March 20, 2019, was the Covid year that will remain in the minds of many people forever. The year that not only stopped the nation but the world from travelling. Since then, I have not travelled. My last journey before the pandemic hit, I was on a 28-Day trip to Hawaii, travelling around Hawaiian Islands.
When the world was in lock down, I remained idle in writing travel stories. I then turn to photography. Whether it was landscape, sunrise and sunset or anything that captured my attention, every photograph taken told a story. In the last 3 years, I remained within 150 kilometre radius of Cairns city taking photographs of places from north to Cape Tribulation, south to Innisfail and west to Mount Garnet. It was a great new adventure with a lot to learn and continue to do so.
Since the day, my photography journey began, I never stopped clicking away. In the mornings and evenings, I would stroll around Cairns city’s pathways and backstreets taking photographs from arts on the walls to outdoor topographies. What I have seen hidden was incredible amazing art of work.

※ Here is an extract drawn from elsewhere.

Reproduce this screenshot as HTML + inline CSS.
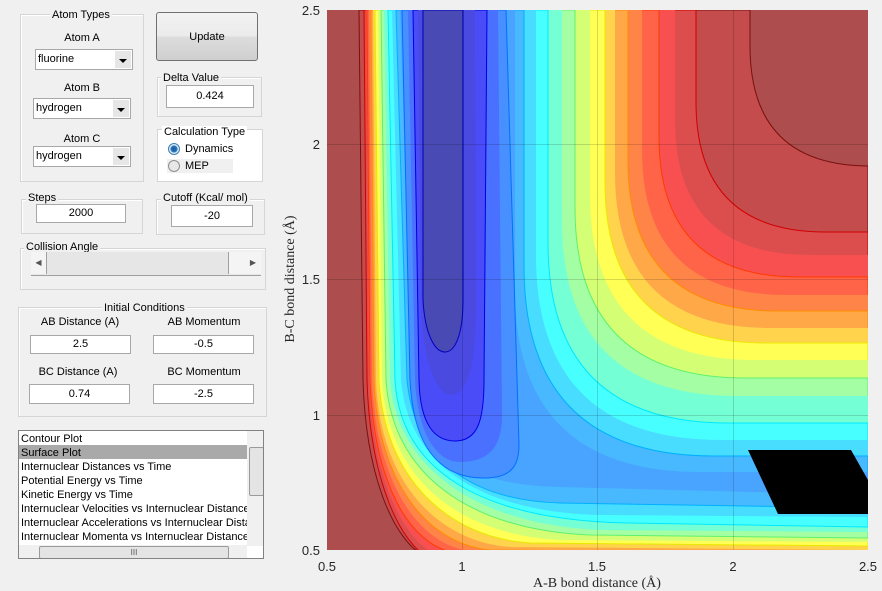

My morning and evening walks along the footpaths and around backstreets turned into looking at variety of plants which captured my imagination. These plants grow in unusual places. Plants grow in unusual places in concrete, from locks, tall buildings and on poles. Most had random flowers, others look like wild weeds and there’s others that look like trees and ferns that grow on buildings.
The other morning while walking along the footpath in the city across from the building where I live, I spotted this huge fig plant growing above the building, with its roots making its way down the side and front of the building.

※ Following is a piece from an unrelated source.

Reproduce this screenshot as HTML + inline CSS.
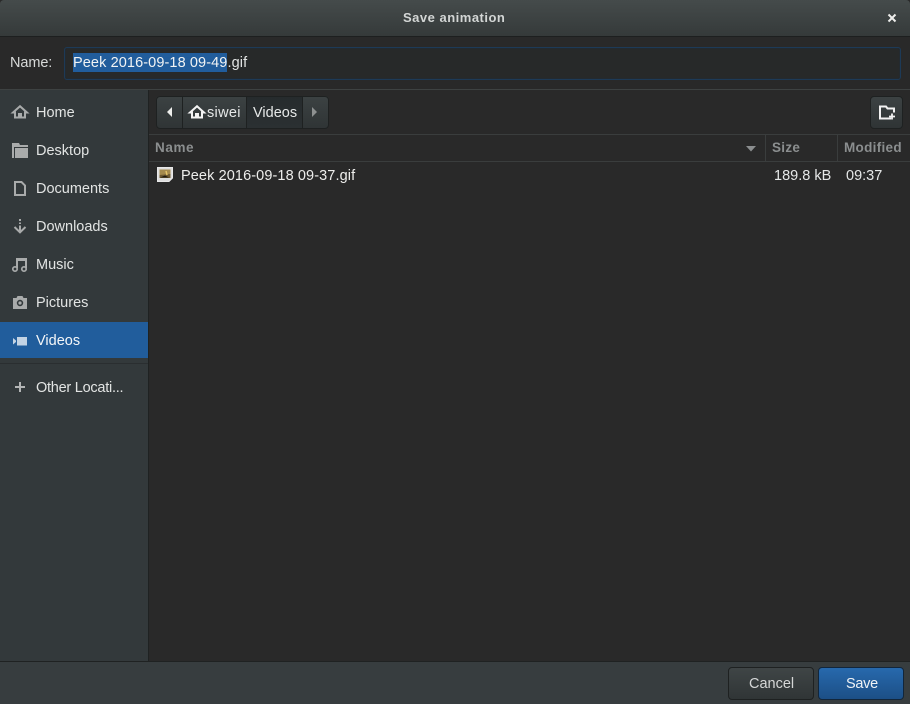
<!DOCTYPE html>
<html><head><meta charset="utf-8"><style>
html,body{margin:0;padding:0;width:910px;height:704px;overflow:hidden;background:#292929}
body{position:relative;font-family:"Liberation Sans","DejaVu Sans",sans-serif;font-size:14.5px;color:#eeeeec}
.a{position:absolute}
.t{position:absolute;white-space:nowrap;line-height:18px;height:18px}
svg{position:absolute;overflow:visible}
.s{color:#e2e4e3;left:36px}
.h{color:#8b8e8f;font-weight:bold;font-size:13.5px;letter-spacing:.3px}
</style></head><body>
<div class="a" style="left:0;top:0;width:910px;height:36px;background:linear-gradient(#454b4b,#353a3a);border-top-left-radius:4px;border-top-right-radius:4px"></div>
<div class="a" style="left:0;top:36px;width:910px;height:1px;background:#1d1f1f"></div>
<div class="t" style="left:403px;top:9px;font-weight:bold;font-size:13px;color:#d3d6d5;letter-spacing:.5px">Save animation</div>
<svg style="left:887px;top:13px" width="10" height="10"><path d="M1.5 1.5L8.5 8.5M8.5 1.5L1.5 8.5" stroke="#eeeeec" stroke-width="2"/></svg>

<div class="a" style="left:0;top:37px;width:910px;height:52px;background:#292929"></div>
<div class="a" style="left:0;top:89px;width:910px;height:1px;background:#3e4242"></div>
<div class="t" style="left:10px;top:54px;color:#d8dad9;letter-spacing:-.1px">Name:</div>
<div class="a" style="left:64px;top:47px;width:835px;height:31px;border:1px solid #1d3a57;border-radius:3px;background:#272929;box-shadow:inset 0 0 0 1px #232a30"></div>
<div class="a" style="left:73px;top:53px;width:154px;height:19px;background:#215d9c"></div>
<div class="t" style="left:73px;top:54px;color:#f2f4f4;letter-spacing:.1px">Peek 2016-09-18 09-49<span style="color:#e2e4e3">.gif</span></div>

<div class="a" style="left:0;top:90px;width:148px;height:571px;background:#33393b"></div>
<div class="a" style="left:148px;top:90px;width:1px;height:571px;background:#1f2222"></div>

<svg style="left:12px;top:105px" width="16" height="14"><path d="M8 1.200L1 7.500H3V12.500H7V9H9V12.500H13V7.500H15Z" fill="none" stroke="#a9abab" stroke-width="2"/></svg>
<div class="t s" style="top:104px">Home</div>
<svg style="left:12px;top:143px" width="16" height="15"><path d="M0 0H7L8 2H16V4H2V15H0Z" fill="#a9abab"/><path d="M3 5H16V15H3Z" fill="#a9abab"/></svg>
<div class="t s" style="top:142px">Desktop</div>
<svg style="left:14px;top:181px" width="12" height="15"><path d="M1 1H7.500L11 4.500V14H1Z" fill="none" stroke="#a9abab" stroke-width="2"/></svg>
<div class="t s" style="top:180px">Documents</div>
<svg style="left:13px;top:219px" width="14" height="15"><path d="M7 0V2M7 3.500V5M7 6.500V12.500M1.500 8L7 13.300L12.500 8" fill="none" stroke="#a9abab" stroke-width="2"/></svg>
<div class="t s" style="top:218px">Downloads</div>
<svg style="left:12px;top:258px" width="16" height="14"><path d="M5 10V1H14V10" fill="none" stroke="#a9abab" stroke-width="2"/><path d="M4 0H15V3H4Z" fill="#a9abab"/><circle cx="3" cy="11" r="2.200" fill="none" stroke="#a9abab" stroke-width="1.700"/><circle cx="12" cy="11" r="2.200" fill="none" stroke="#a9abab" stroke-width="1.700"/></svg>
<div class="t s" style="top:256px">Music</div>
<svg style="left:13px;top:296px" width="14" height="13"><path fill-rule="evenodd" d="M0 2H3.500L4.500 0H9.500L10.500 2H14V13H0ZM7 3.800A3.200 3.200 0 1 0 7 10.200A3.200 3.200 0 1 0 7 3.800Z" fill="#a9abab"/><circle cx="7" cy="7" r="1.600" fill="#a9abab"/></svg>
<div class="t s" style="top:294px">Pictures</div>
<div class="a" style="left:0;top:322px;width:148px;height:36px;background:#215d9c"></div>
<svg style="left:13px;top:336px" width="14" height="10"><path d="M4 1H14V9.500H4ZM0 2L3 4.500V6L0 8.500Z" fill="#c3d3e4"/></svg>
<div class="t s" style="top:332px;color:#f4f6f8">Videos</div>
<div class="a" style="left:0;top:363px;width:148px;height:1px;background:#2a2e30"></div>
<svg style="left:15px;top:382px" width="10" height="10"><path d="M5 0V10M0 5H10" stroke="#b3b5b5" stroke-width="2"/></svg>
<div class="t s" style="top:379px;letter-spacing:-.25px">Other Locati...</div>

<div class="a" style="left:156px;top:96px;width:173px;height:33px;border-radius:4px;background:linear-gradient(#3c4243,#2f3435);box-shadow:inset 0 0 0 1px #1e2121"></div>
<div class="a" style="left:246px;top:97px;width:56px;height:31px;background:linear-gradient(#262b2d,#2b3032)"></div>
<div class="a" style="left:182px;top:97px;width:1px;height:31px;background:#1e2121"></div>
<div class="a" style="left:246px;top:97px;width:1px;height:31px;background:#1e2121"></div>
<div class="a" style="left:302px;top:97px;width:1px;height:31px;background:#1e2121"></div>
<svg style="left:166px;top:107px" width="8" height="10"><path d="M6 0V10L1 5Z" fill="#eeeeec"/></svg>
<svg style="left:189px;top:105px" width="16" height="14"><path d="M8 1.200L1 7.500H3V12.500H7V9H9V12.500H13V7.500H15Z" fill="none" stroke="#f4f4f4" stroke-width="2"/></svg>
<div class="t" style="left:207px;top:104px;color:#e6e8e8;letter-spacing:.3px">siwei</div>
<div class="t" style="left:253px;top:104px;color:#e6e8e8">Videos</div>
<svg style="left:311px;top:107px" width="8" height="10"><path d="M1 0V10L6 5Z" fill="#8e9191"/></svg>

<div class="a" style="left:870px;top:96px;width:33px;height:33px;box-sizing:border-box;border:1px solid #1e2121;border-radius:4px;background:linear-gradient(#3c4243,#2f3435)"></div>
<svg style="left:879px;top:105px" width="17" height="15"><path d="M12 13.500H1V1.500H7L8.500 3.500H15V7.500" fill="none" stroke="#f2f2f2" stroke-width="2"/><path d="M10 11.500H16M13 8.500V14.500" stroke="#f2f2f2" stroke-width="1.800"/></svg>

<div class="a" style="left:149px;top:134px;width:761px;height:1px;background:#3a3d3d"></div>
<div class="a" style="left:149px;top:161px;width:761px;height:1px;background:#3a3d3d"></div>
<div class="a" style="left:765px;top:135px;width:1px;height:26px;background:#3a3d3d"></div>
<div class="a" style="left:837px;top:135px;width:1px;height:26px;background:#3a3d3d"></div>
<div class="t h" style="left:155px;top:139px;letter-spacing:.6px">Name</div>
<svg style="left:746px;top:146px" width="11" height="6"><path d="M0 0H10L5 5.500Z" fill="#8b8e8f"/></svg>
<div class="t h" style="left:772px;top:139px">Size</div>
<div class="t h" style="left:844px;top:139px">Modified</div>

<svg style="left:157px;top:167px" width="16" height="15"><path d="M.500 .500H15.500V11L12 14.500H.500Z" fill="#ddd" stroke="#e8e8e8"/><rect x="2.500" y="2.500" width="11" height="8.500" fill="#6f5a32"/><path d="M2.500 2.500H13.500V7L2.500 8Z" fill="#a58a4e"/><path d="M3 10.500L8 8.500L12 10.500Z" fill="#1f1a10"/><path d="M9 4L10 8" stroke="#e6c46a" stroke-width="1.500"/></svg>
<div class="t" style="left:181px;top:167px;color:#eeeeec;letter-spacing:.1px">Peek 2016-09-18 09-37.gif</div>
<div class="t" style="left:774px;top:167px;color:#e6e8e8">189.8 kB</div>
<div class="t" style="left:846px;top:167px;color:#e6e8e8">09:37</div>

<div class="a" style="left:0;top:661px;width:910px;height:43px;background:#373d3f;border-top:1px solid #1f2222;box-sizing:border-box"></div>
<div class="a" style="left:728px;top:667px;width:86px;height:33px;box-sizing:border-box;border:1px solid #1e2121;border-radius:4px;background:linear-gradient(#3f4546,#303536)"></div>
<div class="a" style="left:818px;top:667px;width:86px;height:33px;box-sizing:border-box;border:1px solid #12263b;border-radius:4px;background:linear-gradient(#2769ad,#1c4f86)"></div>
<div class="t" style="left:749px;top:675px;color:#d5d7d7">Cancel</div>
<div class="t" style="left:846px;top:675px;color:#eef2f6;letter-spacing:-.3px">Save</div>
</body></html>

While driving along one of the busy streets, I spotted this same tree (fig tree) plant growing out of a crack in the thick conrete overhead bridge.

One of the mind-boggling was this fern growing out of the water drainage above a 15-storey building right in the city centre. How this plant start to grow in this building is a mystery. The most likely scenario, while pigeons took scraps out of the ground, dragging it above there and leaving a tiny seed to grow.

Right in the heart of the city is the Martin Munro Parklands. A place where great outdoor events take place from concerts to market stalls where thousands of people flock the park on the grass. Along the concrete walls is this plant growing which can be visible.


Right along the Trinity wharf waterfront, I took a walk along the waterfront walkway. Just below was this mangrove growing among the stumps that were placed inside this metal to create plathforms for boardwalks.


Some of the most obvious plants that grow and survive in unsual places were spotted on the waterfront and footpaths. Some are larger plants and others are tiny. I tend to wonder how these plants make it through harsh summer or winter months, yet some remnant must have survived.



These plants growing through the most difficult places. It brings a lot of strenght and courage to people during difficult times that survival is possible at most challening and difficult times.